All four drug stores here in the 1930s had a soda fountain near the front entrance. Ours was white marble with an 8' by 10' plate glass mirror framing the back bar, where patrons could admire their reflection while sipping a soda. Thin tumblers of crystal-like glass, each imprinted with the Coca-Cola trade name, stood in gleaming six-ounce and twelve-ounce sizes carefully stacked while awaiting a customer's order. Atop the fountain were twin dispensers of carbonated water flanked on either side by rows of ceramic syrup containers topped by chrome pumps to dispense measured amounts as a glass was held beneath them. Ice cream was stored in a refrigerated cabinet beneath the syrup containers.

Each drug store had its own special brand of rich, creamy ice cream, all of it imported from Oklahoma City. The Southside Pharmacy offered Sterling ice cream and the City Drug had Crystal ice cream. Both brands came from the exact same dairy in Oklahoma City; only the labels on the shipping cartons were different. Even so, the two stores waged daily advertising campaigns in The Journal to extol the special virtues of their identical product.

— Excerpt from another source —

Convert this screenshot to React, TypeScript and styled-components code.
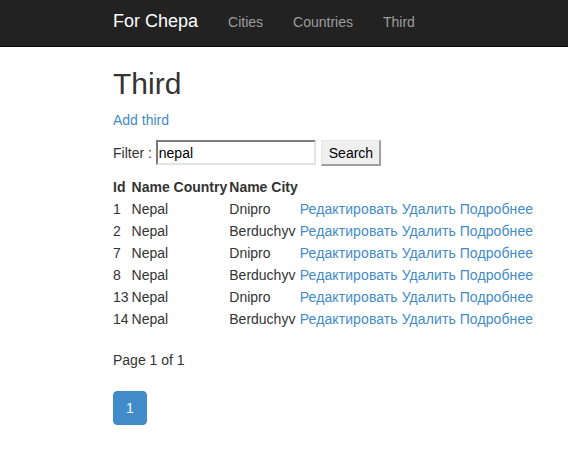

The stores all had their cadres of high school-age soda jerks. The pay wasn't much (about 15-20 cents an hour) but the ice cream benefits were pretty good. Several attempts were made through the years to come up with a tonier name than "soda jerk." Once, the slightly stilted title of "fountaineer" was tried as a substitute, but that failed to catch on the same way "sanitary engineer" never quite made it as a job title for those who labor in the sewer.

Each store also had at least one "car hop" in the warm weather months. These were teen-age boys or girls who perched on a chair or stool outside the drug store, attired in an apron and a cloth cap, and who met each arriving car at the curb with order pad and pencil at the ready. This was in the day before drive-ins. Your limeades or frosted Cokes were delivered to the door of your car on a summer evening by one of these car hops, using a metal tray just about like the one now found at Sonic. Tips for car hops were optional and rare. Except for the glamour of the job, it didn't have much to offer.

Soda jerks were sort of like youthful non-alcoholic bartenders of that strictly prohibition era. Their usual uniform was a clean white apron and a jaunty cloth hat, white shirt and/or blouse, white duck slacks and white shoes. They could it concoct just about any exotic drink you wanted if it required carbonated water, ice cream, syrup and shaved ice. Many of them could do it with their own distinctive flourishes, flipping a scoop of ice cream into a frosty 12-ounce glass with great élan.

Each store had its own star soda jerk. Some that I remember are Johnny Tilman, LeRoy (Speedy) Kelley and Don Robinson at Brownie's, Arthur Kretsch, Ralph Foster Jr. and his brother, Woody, at the Corner Drug, Ned Foster at the Southside, and Bailey Render, Johnny Schultz, Doris Doyle and my cousin, Fred W Beers, at the City Drug. Yes, I toiled there, but I was never a star performer. My sisters also spent some time as car hops. Woody, Ned, Arthur, Johnny and Cousin Fred also were druggists and filled prescriptions, but they willingly took their turns behind the fountain as well. There were numerous others at all four stores, but those are the names that come to mind now.

It was fun to come downtown on a pleasant summer evening just to watch the cars circling the square and peeling off for a light refreshment from one of the drug store fountains. Those were the days of the Great Depression all right, but most of us didn't know we were experiencing hard times. I guess there were just too many enjoyable diversions to distract us from the fact that money was in short supply and that we were supposed to be suffering.

Besides, to a teen-ager, 15 cents an hour plus all the ice cream you could scarf down was pretty close to heaven all by itself. If you were lucky enough to land one of those jobs at the drug store, that is.

So, on the eve of this Christmas Eve, 1994,1 find myself looking back on that time with great fondness and a warm glow, even though this also is the 54th anniversary of the passing of the City Drug Store from the square in Perry. More on this subject probably will be forthcoming.

Merry Christmas and a Joyous New Year to one and all.